IL CASO AREZZO E I CONFINI DELLA GIUSTIZIA SPORTIVA

09-08-2007

IL CASO AREZZO E I CONFINI DELLA GIUSTIZIA SPORTIVA

Il procuratore federale Stefano Palazzi ha deferito alla commissione disciplinare il presidente dell'Arezzo, Piero Mancini. Mancini è stato deferito - si legge in una nota della Figc - "per aver contravvenuto agli obblighi di accettare la piena e definitiva efficacia dei provvedimenti degli Organi di giustizia sportiva della federazione, proponendo ricorso al Tar Lazio e impugnativa dinanzi al Consiglio di Stato, in assenza di preventiva autorizzazione della Figc". Per responsabilità diretta è stata deferita anche la società toscana, che aveva presentato ricorso al Tar contro i 6 punti di penalizzazione ricevuti per lo scandalo Calciopoli.
TopLegal ha interpellato l'avvocato Giovanni Pesce che ha seguito il ricorso al Tar della società toscana. Ecco un estratto dell'articolo che sarà pubblicato su uno dei prossimi numeri del nostro mensile

Perché avete deciso di ricorrere alla giustizia ordinaria? Dopo la pronuncia del giudice sportivo sul caso Arezzo?
È bene premettere che le decisioni succedutesi dinanzi alle corti di giustizia sportiva hanno sancito per l’Arezzo la penalizzazione 6 di punti in classifica nel campionato nazionale di calcio di serie B, stagione 2006/2007, ragione per cui alla fine l’Arezzo è retrocesso in serie C1 (nonostante i lusinghieri risultati ottenuti sul campo). L’imputazione è avvenuta non per coinvolgimento della squadra, della società o dei suoi dirigenti, e ciò è ormai pacifico, ma in ragione della applicazione della figura della “responsabilità presunta” prevista nel codice di giustizia sportiva, norma impugnata in sede giurisdizionale. Eravamo e siamo convinti che sia la decisione della Corte federale presso la FIGC sia il “lodo” Camera di conciliazione ed arbitrato presso il CONI siano sostanzialmente provvedimenti amministrativi, che come tali sono passibili di un sindacato di legittimità di fronte al giudice amministrativo. In altri termini i provvedimenti della giustizia sportiva sono simili ad atti emessi dalla pubblica amministrazione più che a “sentenze” di organi giurisdizionali veri e propri. Il TAR Lazio su questo punto ci ha dato ragione.

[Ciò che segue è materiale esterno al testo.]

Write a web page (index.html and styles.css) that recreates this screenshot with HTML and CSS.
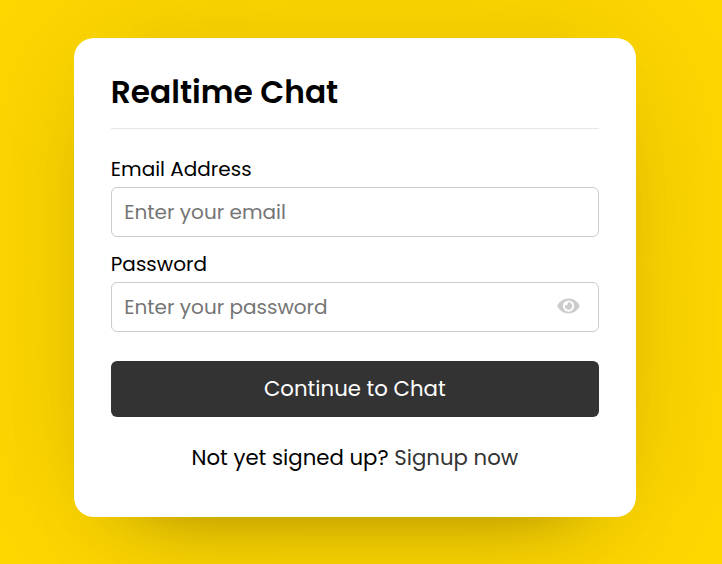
FILE: index.html
```html
<!DOCTYPE html>
<html lang="en">
<head>
<meta charset="utf-8">
<title>Realtime Chat</title>
<link rel="stylesheet" href="styles.css">
</head>
<body>
<main class="wrapper">
  <section class="form login">
    <header>Realtime Chat</header>
    <form>
      <div class="field">
        <label for="email">Email Address</label>
        <div class="control"><input id="email" type="text" placeholder="Enter your email"></div>
      </div>
      <div class="field">
        <label for="password">Password</label>
        <div class="control">
          <input id="password" type="password" placeholder="Enter your password">
          <svg class="eye" viewBox="0 0 576 512"><path d="M572.52 241.4C518.29 135.59 410.93 64 288 64S57.68 135.64 3.48 241.41a32.35 32.35 0 0 0 0 29.19C57.71 376.41 165.07 448 288 448s230.32-71.64 284.52-177.41a32.35 32.35 0 0 0 0-29.19zM288 400a144 144 0 1 1 144-144 143.93 143.93 0 0 1-144 144zm0-240a95.31 95.31 0 0 0-25.31 3.79 47.85 47.85 0 0 1-66.9 66.9A95.78 95.78 0 1 0 288 160z"/></svg>
        </div>
      </div>
      <button type="button">Continue to Chat</button>
    </form>
    <p class="link">Not yet signed up? <a href="#">Signup now</a></p>
  </section>
</main>
</body>
</html>
```
FILE: styles.css
```css
* { box-sizing: border-box; margin: 0; padding: 0; }
body {
  height: 564px;
  overflow: hidden;
  padding: 38px 0 0 73.6px;
  background: #ffd700;
  font-family: Poppins, "Open Sans", sans-serif;
}
.wrapper {
  width: 562.5px;
  height: 479px;
  background: #fff;
  border-radius: 20px;
  box-shadow: 0 0 160px rgba(0,0,0,.1), 0 40px 80px -60px rgba(0,0,0,.5);
}
.form { padding: 31px 37.2px; }
header {
  height: 60px;
  border-bottom: 1px solid #e6e6e6;
  font-size: 31.25px;
  font-weight: 600;
  line-height: 46px;
}
form { padding-top: 26px; }
.field { height: 95px; font-size: 20px; }
label { display: block; height: 32px; line-height: 28px; }
.control {
  display: flex;
  align-items: center;
  height: 50px;
  padding: 0 18px 0 12.5px;
  border: 1px solid #ccc;
  border-radius: 6px;
}
input {
  flex: 1;
  min-width: 0;
  border: 0;
  outline: 0;
  background: transparent;
  font: 20px Poppins, "Open Sans", sans-serif;
}
input::placeholder { color: #757575; }
.eye { width: 23px; height: 20px; margin-bottom: 2px; fill: #ccc; }
button {
  display: block;
  width: 100%;
  height: 56px;
  margin-top: 16px;
  padding-bottom: 1px;
  border: 0;
  border-radius: 6px;
  background: #333;
  color: #fff;
  font: 21.25px Poppins, "Open Sans", sans-serif;
}
.link { margin-top: 24px; font-size: 21.25px; line-height: 34px; text-align: center; }
a { color: #333; text-decoration: none; }
```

La giustizia sportiva deve avere dei “limiti”? Perché?
Se l’Arezzo è stata costretta a rivolgersi alla giustizia statale è perché ha ritenuto che siano stati travalicati i limiti costituzionali che lo stesso ordinamento sportivo, pur nella sua spiccata autonomia, deve osservare. La tesi che abbiamo sostenuto in primo grado, e che è stata accolta, è che la giustizia sportiva sia una “giustizia” in senso a-tecnico, e che si tratti piuttosto di una serie di atti amministrativi sanzionatori (simili ad esempio ai provvedimenti emessi dalle autorità indipendenti o dalle autorità di pubblica sicurezza) che in quanto tali non possono essere sottratti al sindacato giurisdizionale. Il ricorso al giudice – sia esso ordinario che amministrativo – è in linea generale consentito a qualsiasi soggetto che asserisca di essere leso in un proprio diritto o interesse. Del resto, accogliere la tesi opposta e dunque ritenere che la giustizia sportiva sia un mondo a sé, autonomo e svincolato da ogni controllo giurisdizionale, significherebbe affermare che una grossa fetta della società – quale è quella sportiva e calcistica in particolare – sia una specie di isola indipendente: un ordinamento autonomo dotato di regole autonome e giudici autonomi che non deve rendere conto del proprio operato di fronte ad alcun organo dello stato. Una tale tesi forse poteva essere comprensibile cinquant’anni fa, ma non oggi. Il mondo del calcio è anche il mondo delle società calcistiche: società per azioni il cui capitale è molto spesso di proprietà di piccoli azionisti del tutto estranei al mondo calcistico. Come si può sostenere che una così grossa fetta della società di oggi (che include, fra l’altro, una miriade di piccoli azionisti) non abbia diritto ad alcuna tutela giurisdizionale? Tanto più se si pensa alla rilevanza etico sociale – e non solo economica – che il fenomeno calcistico ha assunto negli ultimi tempi. Sottrarre la “giustizia sportiva” al sindacato esterno significa affermare che il mondo che costituisce per molti giovani un modello cui aspirare (agonismo, calciatori individuali, etc…) sia un mondo a parte: un ordinamento estraneo (e quasi straniero) rispetto al nostro ordinamento giuridico.